Somasi Luhut ini menambah fenomena serangan serupa yakni musim somasi yang dilayangkan pejabat pemerintah kepada publik akhir-akhir ini. Ini adalah bentuk pembungkaman dan bukti tidak adanya transparansi maupun akuntabilitas terkait informasi publik. Hasil riset ini juga merupakan salah satu bentuk kerja-kerja Pembela Hak Asasi Manusia dan bentuk kebebasan berpendapat yang dilindungi dan dijamin oleh negara.

Hal itu diatur dalam Pasal 28E ayat (2) dan Pasal 28F UUD 1945, TAP MPR No. XVII/MPR/1998 tentang Hak Asasi Manusia, Pasal 19 Deklarasi Universal Hak Asasi Manusia, Pasal 19 ayat (1) dan (2) Kovenan Internasional Hak Sipil dan Politik yang sudah diratifikasi oleh Pemerintah Indonesia pada tahun 2005, dan Pasal 23 ayat (2) Undang-Undang Nomor 39 Tahun 1999 tentang Hak Asasi Manusia.

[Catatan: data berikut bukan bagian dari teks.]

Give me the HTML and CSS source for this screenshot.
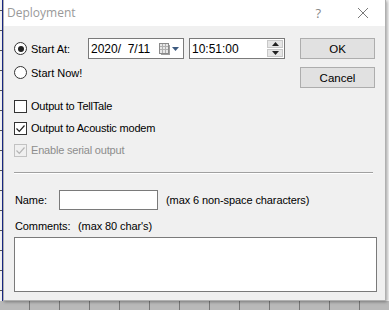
FILE: index.html
```html
<!DOCTYPE html>
<html>
<head>
<meta charset="utf-8">
<link rel="stylesheet" href="styles.css">
</head>
<body>
<div class="desk">
  <div class="window">
    <div class="titlebar">
      <span class="title">Deployment</span>
      <span class="help">?</span>
      <svg class="close" width="12" height="12" viewBox="0 0 12 12"><path d="M1 1L11 11M11 1L1 11" stroke="#7a7a7a" stroke-width="1" fill="none"/></svg>
    </div>
    <div class="client">
      <div class="top">
        <div class="left">
          <div class="row">
            <span class="radio checked"></span>
            <span class="lbl startat">Start At:</span>
            <div class="field date">
              <span class="ftext">2020/&nbsp; 7/11</span>
              <svg class="cal" width="22" height="14" viewBox="0 0 22 14">
                <rect x="1.5" y="1.5" width="9" height="10" fill="#e8e8e8" stroke="#8a8a8a"/>
                <path d="M4.5 2v9M7.5 2v9M2 4.5h8M2 7.5h8" stroke="#b0b0b0" stroke-width="1"/>
                <path d="M3 12.5h9M11.5 3v10" stroke="#a0a0a0" stroke-width="1"/>
                <path d="M14 5h7l-3.5 4z" fill="#3d5a80"/>
              </svg>
            </div>
            <div class="field time">
              <span class="ftext">10:51:00</span>
              <div class="spin">
                <div class="sbtn"><svg width="7" height="4" viewBox="0 0 7 4"><path d="M0 4h7L3.5 0z" fill="#222"/></svg></div>
                <div class="sbtn"><svg width="7" height="4" viewBox="0 0 7 4"><path d="M0 0h7L3.5 4z" fill="#222"/></svg></div>
              </div>
            </div>
          </div>
          <div class="row row2">
            <span class="radio"></span>
            <span class="lbl">Start Now!</span>
          </div>
        </div>
        <div class="right">
          <div class="btn">OK</div>
          <div class="btn">Cancel</div>
        </div>
      </div>
      <div class="checks">
        <div class="crow"><span class="cbox"></span><span class="lbl">Output to TellTale</span></div>
        <div class="crow"><span class="cbox"><svg width="11" height="11" viewBox="0 0 11 11"><path d="M1.5 5.5l2.8 2.8L9.5 2.5" stroke="#222" stroke-width="1.2" fill="none"/></svg></span><span class="lbl">Output to Acoustic modem</span></div>
        <div class="crow disabled"><span class="cbox"><svg width="11" height="11" viewBox="0 0 11 11"><path d="M1.5 5.5l2.8 2.8L9.5 2.5" stroke="#b5b5b5" stroke-width="1.2" fill="none"/></svg></span><span class="lbl">Enable serial output</span></div>
      </div>
      <div class="sep"></div>
      <div class="namerow">
        <span class="lbl namelbl">Name:</span>
        <div class="field name"></div>
        <span class="lbl">(max 6 non-space characters)</span>
      </div>
      <div class="commrow">
        <span class="lbl commlbl">Comments:</span>
        <span class="lbl">(max 80 char's)</span>
      </div>
      <div class="textarea"></div>
    </div>
  </div>
</div>
</body>
</html>
```
FILE: styles.css
```css
html, body {
  margin: 0;
  padding: 0;
}
body {
  width: 389px;
  height: 310px;
  overflow: hidden;
  background: #ececec;
  font-family: "Liberation Sans", Arial, sans-serif;
  font-size: 11px;
  color: #000;
}
.desk {
  width: 389px;
  height: 310px;
  background:
    linear-gradient(to right, transparent 2px, #1b2a8a 2px, #1b2a8a 3px, transparent 3px),
    repeating-linear-gradient(to bottom, transparent 0, transparent 10px, #555 10px, #555 11px, transparent 11px, transparent 20px),
    #f2f2f2;
  background-size: 3px 310px, 3px 310px, 100% 100%;
  background-repeat: no-repeat;
  position: relative;
}
.desk::after {
  content: "";
  position: absolute;
  left: 0;
  right: 0;
  top: 301px;
  height: 9px;
  background:
    repeating-linear-gradient(to right, #b9b9b9 0, #b9b9b9 29px, #777 29px, #777 30px);
}
.window {
  position: absolute;
  left: 3px;
  top: 0;
  width: 381px;
  height: 300px;
  border: 1px solid #b0b0b0;
  border-top: none;
  background: #f0f0f0;
  box-shadow: 1px 1px 3px rgba(0,0,0,0.35);
  z-index: 1;
}
.titlebar {
  height: 26px;
  background: #fff;
  display: flex;
  align-items: center;
  font-family: "Open Sans", "Noto Sans", sans-serif;
  font-size: 12px;
  color: #999;
}
.title {
  margin-left: 3px;
  margin-top: -1px;
}
.help {
  margin-left: auto;
  margin-right: 36px;
  font-size: 13px;
  color: #888;
}
.close {
  margin-right: 16px;
}
.client {
  padding: 12px 10px 0 10px;
  font-size: 11px;
}
.top {
  display: flex;
  height: 50px;
}
.left {
  display: flex;
  flex-direction: column;
}
.row {
  display: flex;
  align-items: center;
  height: 21px;
}
.row2 {
  margin-top: 3px;
}
.radio {
  width: 11px;
  height: 11px;
  border: 1px solid #333;
  border-radius: 50%;
  background: #fff;
  position: relative;
  flex: none;
}
.radio.checked::after {
  content: "";
  position: absolute;
  left: 2.5px;
  top: 2.5px;
  width: 6px;
  height: 6px;
  border-radius: 50%;
  background: #222;
}
.lbl {
  white-space: nowrap;
  letter-spacing: -0.1px;
}
.row .lbl {
  margin-left: 4px;
  letter-spacing: 0;
}
.startat {
  width: 57px;
}
.field {
  box-sizing: border-box;
  border: 1px solid #7a7a7a;
  background: #fff;
  height: 21px;
  display: flex;
  align-items: center;
}
.ftext {
  margin-left: 2px;
  font-size: 12px;
}
.date {
  width: 96px;
}
.cal {
  margin-left: auto;
  margin-right: 3px;
}
.time {
  width: 96px;
  margin-left: 5px;
}
.spin {
  margin-left: auto;
  margin-right: 1px;
  display: flex;
  flex-direction: column;
  gap: 1px;
}
.sbtn {
  width: 16px;
  height: 8px;
  background: #e6e6e6;
  border: 1px solid #c8c8c8;
  box-sizing: border-box;
  display: flex;
  align-items: center;
  justify-content: center;
}
.right {
  margin-left: auto;
  display: flex;
  flex-direction: column;
  gap: 8px;
}
.btn {
  box-sizing: border-box;
  width: 75px;
  height: 21px;
  background: #e1e1e1;
  border: 1px solid #adadad;
  display: flex;
  align-items: center;
  justify-content: center;
  font-size: 11.5px;
}
.checks {
  margin-top: 7px;
  display: flex;
  flex-direction: column;
}
.crow {
  display: flex;
  align-items: center;
  height: 22px;
}
.crow .lbl {
  letter-spacing: -0.2px;
}
.cbox {
  box-sizing: border-box;
  width: 13px;
  height: 13px;
  border: 1px solid #333;
  background: #fff;
  flex: none;
  display: flex;
  align-items: center;
  justify-content: center;
}
.crow .lbl {
  margin-left: 4px;
}
.disabled {
  color: #8d8d8d;
}
.disabled .cbox {
  border-color: #c2c2c2;
  background: #f0f0f0;
}
.sep {
  margin-top: 11px;
  width: 359px;
  height: 1px;
  background: #a0a0a0;
  border-bottom: 1px solid #fff;
}
.namerow {
  margin-top: 16px;
  display: flex;
  align-items: center;
  height: 20px;
}
.namelbl {
  width: 44px;
  margin-left: 1px;
}
.name {
  width: 99px;
  height: 20px;
  margin-right: 8px;
}
.commrow {
  margin-top: 9px;
  display: flex;
  height: 14px;
  align-items: center;
}
.commlbl {
  width: 63px;
  margin-left: 1px;
}
.textarea {
  margin-top: 4px;
  box-sizing: border-box;
  width: 363px;
  height: 55px;
  border: 1px solid #7a7a7a;
  background: #fff;
}
```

Selain itu, tren somasi yang dilayangkan pejabat negara ini merupakan bentuk anti kritik. Padahal pernyataan ataupun penyampaian informasi publik dan kritik terhadap pejabat negara merupakan salah satu bentuk partisipasi publik yang dilindungi sebagaimana Pasal 28E ayat (3) UUD 1045, Pasal 23, Pasal 25, Pasal 44 Undang-Undang No. 39 tahun 1999 tentang Hak Asasi Manusia, Pasal 8 ayat (1) Undang-Undang No. 28 Tahun 1999 tentang Penyelenggara Negara yang Bersih dan Bebas dari Korupsi, Kolusi dan Nepotisme.

“Somasi itu ruang personal bukan dilakukan pejabat publik. Yang kami maksudkan menegasikan dari ruang publik jadi personal ini jadi tindakan represif oleh pejabat publik, kami menolak itu,” jelas Julius.

Sebelumnya, kuasa hukum Luhut Binsar Panjaitan, Juniver Girsang, mengatakan bahwa apa yang disampaikan Harris Azhar dan Fatia Maulidiyanti dalam akun youtubenya adalah tidak benar dan tidak berdasar. Dalam acara salah satu program TV, Juniver meminta Harris Azhar dan Fatia untuk mempertanggungjawabkan hal tersebut.

“Apa yang disampaikan dalam channel Youtube rekan saya Harris Azhar tidak benar dan tidak berdasar. Sekali lagi kami minta dijelaskan dalam jawaban somasi kami. Namun, tentu ada pertanggung jawaban dalam berita bohong, itu ada pertanggung jawaban,” katanya.